▶ Exercise directions: Go through the listing and write out all of it exactly.

[start Source data]

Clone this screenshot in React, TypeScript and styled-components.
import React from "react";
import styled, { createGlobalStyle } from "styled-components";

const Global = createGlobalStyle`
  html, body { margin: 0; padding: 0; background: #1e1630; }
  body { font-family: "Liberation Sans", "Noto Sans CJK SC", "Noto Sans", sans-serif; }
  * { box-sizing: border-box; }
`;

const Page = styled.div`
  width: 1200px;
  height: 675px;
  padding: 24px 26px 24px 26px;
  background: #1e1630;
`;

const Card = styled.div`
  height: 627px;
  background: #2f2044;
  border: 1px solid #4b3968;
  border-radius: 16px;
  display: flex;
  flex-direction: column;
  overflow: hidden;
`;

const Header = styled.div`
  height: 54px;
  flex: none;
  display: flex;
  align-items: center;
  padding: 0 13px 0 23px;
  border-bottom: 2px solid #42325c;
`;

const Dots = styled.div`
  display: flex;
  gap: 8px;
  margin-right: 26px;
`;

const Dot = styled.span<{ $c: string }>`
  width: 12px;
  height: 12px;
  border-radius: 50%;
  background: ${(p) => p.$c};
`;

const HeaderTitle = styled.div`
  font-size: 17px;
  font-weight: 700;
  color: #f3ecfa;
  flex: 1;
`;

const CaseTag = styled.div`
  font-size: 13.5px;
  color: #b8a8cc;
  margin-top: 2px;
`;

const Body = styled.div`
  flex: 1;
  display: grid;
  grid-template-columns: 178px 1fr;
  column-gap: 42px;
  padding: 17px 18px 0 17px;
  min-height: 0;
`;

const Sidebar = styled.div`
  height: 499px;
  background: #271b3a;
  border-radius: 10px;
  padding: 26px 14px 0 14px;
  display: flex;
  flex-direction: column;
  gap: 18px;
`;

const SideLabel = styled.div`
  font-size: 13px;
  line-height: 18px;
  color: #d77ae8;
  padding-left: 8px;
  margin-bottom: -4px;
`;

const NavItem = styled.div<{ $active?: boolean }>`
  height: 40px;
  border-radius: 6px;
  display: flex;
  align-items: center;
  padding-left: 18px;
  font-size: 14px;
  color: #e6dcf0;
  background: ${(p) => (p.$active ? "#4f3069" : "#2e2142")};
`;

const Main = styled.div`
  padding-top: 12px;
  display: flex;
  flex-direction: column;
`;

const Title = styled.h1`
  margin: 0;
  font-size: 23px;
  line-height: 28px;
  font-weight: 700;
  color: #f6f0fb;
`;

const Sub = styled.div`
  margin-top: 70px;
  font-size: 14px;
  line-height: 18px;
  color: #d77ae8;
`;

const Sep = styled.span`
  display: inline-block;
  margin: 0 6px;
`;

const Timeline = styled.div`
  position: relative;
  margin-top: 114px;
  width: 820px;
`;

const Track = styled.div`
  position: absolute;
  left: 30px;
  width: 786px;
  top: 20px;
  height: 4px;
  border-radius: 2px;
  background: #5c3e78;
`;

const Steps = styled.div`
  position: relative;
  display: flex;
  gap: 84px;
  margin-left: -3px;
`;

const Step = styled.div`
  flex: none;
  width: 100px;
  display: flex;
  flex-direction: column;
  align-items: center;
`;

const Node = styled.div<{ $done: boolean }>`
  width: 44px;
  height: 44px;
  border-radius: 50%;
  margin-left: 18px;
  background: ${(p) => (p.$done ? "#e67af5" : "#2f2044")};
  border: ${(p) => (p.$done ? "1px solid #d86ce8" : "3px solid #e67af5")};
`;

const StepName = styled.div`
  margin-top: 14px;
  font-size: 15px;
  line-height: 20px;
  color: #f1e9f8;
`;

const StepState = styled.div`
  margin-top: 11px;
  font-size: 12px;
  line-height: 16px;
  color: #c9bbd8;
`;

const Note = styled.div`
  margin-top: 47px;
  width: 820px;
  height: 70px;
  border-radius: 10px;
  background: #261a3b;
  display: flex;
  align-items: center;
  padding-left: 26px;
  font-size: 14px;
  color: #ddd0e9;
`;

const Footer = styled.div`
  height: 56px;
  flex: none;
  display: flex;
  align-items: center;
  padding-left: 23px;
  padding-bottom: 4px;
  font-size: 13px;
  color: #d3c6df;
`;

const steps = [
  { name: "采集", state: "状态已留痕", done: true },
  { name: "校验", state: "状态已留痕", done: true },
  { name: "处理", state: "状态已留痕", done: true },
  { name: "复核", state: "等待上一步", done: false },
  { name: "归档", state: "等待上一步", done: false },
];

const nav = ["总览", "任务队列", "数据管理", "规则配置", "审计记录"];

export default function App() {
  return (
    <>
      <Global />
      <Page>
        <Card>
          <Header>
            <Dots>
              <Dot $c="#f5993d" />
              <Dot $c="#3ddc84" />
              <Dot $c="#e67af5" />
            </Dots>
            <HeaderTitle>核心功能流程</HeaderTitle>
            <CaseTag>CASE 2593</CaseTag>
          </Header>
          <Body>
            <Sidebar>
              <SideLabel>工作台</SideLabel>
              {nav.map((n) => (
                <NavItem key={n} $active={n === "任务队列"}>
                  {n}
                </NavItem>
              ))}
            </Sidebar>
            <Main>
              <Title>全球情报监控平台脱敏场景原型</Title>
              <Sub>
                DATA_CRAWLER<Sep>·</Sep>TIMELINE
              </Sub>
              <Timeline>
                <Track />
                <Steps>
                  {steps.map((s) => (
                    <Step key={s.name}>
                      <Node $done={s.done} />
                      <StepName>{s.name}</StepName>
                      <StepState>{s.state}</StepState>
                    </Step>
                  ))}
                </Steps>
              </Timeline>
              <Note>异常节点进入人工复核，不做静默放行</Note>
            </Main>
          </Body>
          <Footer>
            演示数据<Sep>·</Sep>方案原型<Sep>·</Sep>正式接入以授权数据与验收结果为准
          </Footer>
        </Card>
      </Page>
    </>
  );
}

[end Source data]

▶ Answer to this exercise:
Clone this screenshot in React, TypeScript and styled-components.
import React from "react";
import styled, { createGlobalStyle } from "styled-components";

const Global = createGlobalStyle`
  html, body { margin: 0; padding: 0; background: #1e1630; }
  body { font-family: "Liberation Sans", "Noto Sans CJK SC", "Noto Sans", sans-serif; }
  * { box-sizing: border-box; }
`;

const Page = styled.div`
  width: 1200px;
  height: 675px;
  padding: 24px 26px 24px 26px;
  background: #1e1630;
`;

const Card = styled.div`
  height: 627px;
  background: #2f2044;
  border: 1px solid #4b3968;
  border-radius: 16px;
  display: flex;
  flex-direction: column;
  overflow: hidden;
`;

const Header = styled.div`
  height: 54px;
  flex: none;
  display: flex;
  align-items: center;
  padding: 0 13px 0 23px;
  border-bottom: 2px solid #42325c;
`;

const Dots = styled.div`
  display: flex;
  gap: 8px;
  margin-right: 26px;
`;

const Dot = styled.span<{ $c: string }>`
  width: 12px;
  height: 12px;
  border-radius: 50%;
  background: ${(p) => p.$c};
`;

const HeaderTitle = styled.div`
  font-size: 17px;
  font-weight: 700;
  color: #f3ecfa;
  flex: 1;
`;

const CaseTag = styled.div`
  font-size: 13.5px;
  color: #b8a8cc;
  margin-top: 2px;
`;

const Body = styled.div`
  flex: 1;
  display: grid;
  grid-template-columns: 178px 1fr;
  column-gap: 42px;
  padding: 17px 18px 0 17px;
  min-height: 0;
`;

const Sidebar = styled.div`
  height: 499px;
  background: #271b3a;
  border-radius: 10px;
  padding: 26px 14px 0 14px;
  display: flex;
  flex-direction: column;
  gap: 18px;
`;

const SideLabel = styled.div`
  font-size: 13px;
  line-height: 18px;
  color: #d77ae8;
  padding-left: 8px;
  margin-bottom: -4px;
`;

const NavItem = styled.div<{ $active?: boolean }>`
  height: 40px;
  border-radius: 6px;
  display: flex;
  align-items: center;
  padding-left: 18px;
  font-size: 14px;
  color: #e6dcf0;
  background: ${(p) => (p.$active ? "#4f3069" : "#2e2142")};
`;

const Main = styled.div`
  padding-top: 12px;
  display: flex;
  flex-direction: column;
`;

const Title = styled.h1`
  margin: 0;
  font-size: 23px;
  line-height: 28px;
  font-weight: 700;
  color: #f6f0fb;
`;

const Sub = styled.div`
  margin-top: 70px;
  font-size: 14px;
  line-height: 18px;
  color: #d77ae8;
`;

const Sep = styled.span`
  display: inline-block;
  margin: 0 6px;
`;

const Timeline = styled.div`
  position: relative;
  margin-top: 114px;
  width: 820px;
`;

const Track = styled.div`
  position: absolute;
  left: 30px;
  width: 786px;
  top: 20px;
  height: 4px;
  border-radius: 2px;
  background: #5c3e78;
`;

const Steps = styled.div`
  position: relative;
  display: flex;
  gap: 84px;
  margin-left: -3px;
`;

const Step = styled.div`
  flex: none;
  width: 100px;
  display: flex;
  flex-direction: column;
  align-items: center;
`;

const Node = styled.div<{ $done: boolean }>`
  width: 44px;
  height: 44px;
  border-radius: 50%;
  margin-left: 18px;
  background: ${(p) => (p.$done ? "#e67af5" : "#2f2044")};
  border: ${(p) => (p.$done ? "1px solid #d86ce8" : "3px solid #e67af5")};
`;

const StepName = styled.div`
  margin-top: 14px;
  font-size: 15px;
  line-height: 20px;
  color: #f1e9f8;
`;

const StepState = styled.div`
  margin-top: 11px;
  font-size: 12px;
  line-height: 16px;
  color: #c9bbd8;
`;

const Note = styled.div`
  margin-top: 47px;
  width: 820px;
  height: 70px;
  border-radius: 10px;
  background: #261a3b;
  display: flex;
  align-items: center;
  padding-left: 26px;
  font-size: 14px;
  color: #ddd0e9;
`;

const Footer = styled.div`
  height: 56px;
  flex: none;
  display: flex;
  align-items: center;
  padding-left: 23px;
  padding-bottom: 4px;
  font-size: 13px;
  color: #d3c6df;
`;

const steps = [
  { name: "采集", state: "状态已留痕", done: true },
  { name: "校验", state: "状态已留痕", done: true },
  { name: "处理", state: "状态已留痕", done: true },
  { name: "复核", state: "等待上一步", done: false },
  { name: "归档", state: "等待上一步", done: false },
];

const nav = ["总览", "任务队列", "数据管理", "规则配置", "审计记录"];

export default function App() {
  return (
    <>
      <Global />
      <Page>
        <Card>
          <Header>
            <Dots>
              <Dot $c="#f5993d" />
              <Dot $c="#3ddc84" />
              <Dot $c="#e67af5" />
            </Dots>
            <HeaderTitle>核心功能流程</HeaderTitle>
            <CaseTag>CASE 2593</CaseTag>
          </Header>
          <Body>
            <Sidebar>
              <SideLabel>工作台</SideLabel>
              {nav.map((n) => (
                <NavItem key={n} $active={n === "任务队列"}>
                  {n}
                </NavItem>
              ))}
            </Sidebar>
            <Main>
              <Title>全球情报监控平台脱敏场景原型</Title>
              <Sub>
                DATA_CRAWLER<Sep>·</Sep>TIMELINE
              </Sub>
              <Timeline>
                <Track />
                <Steps>
                  {steps.map((s) => (
                    <Step key={s.name}>
                      <Node $done={s.done} />
                      <StepName>{s.name}</StepName>
                      <StepState>{s.state}</StepState>
                    </Step>
                  ))}
                </Steps>
              </Timeline>
              <Note>异常节点进入人工复核，不做静默放行</Note>
            </Main>
          </Body>
          <Footer>
            演示数据<Sep>·</Sep>方案原型<Sep>·</Sep>正式接入以授权数据与验收结果为准
          </Footer>
        </Card>
      </Page>
    </>
  );
}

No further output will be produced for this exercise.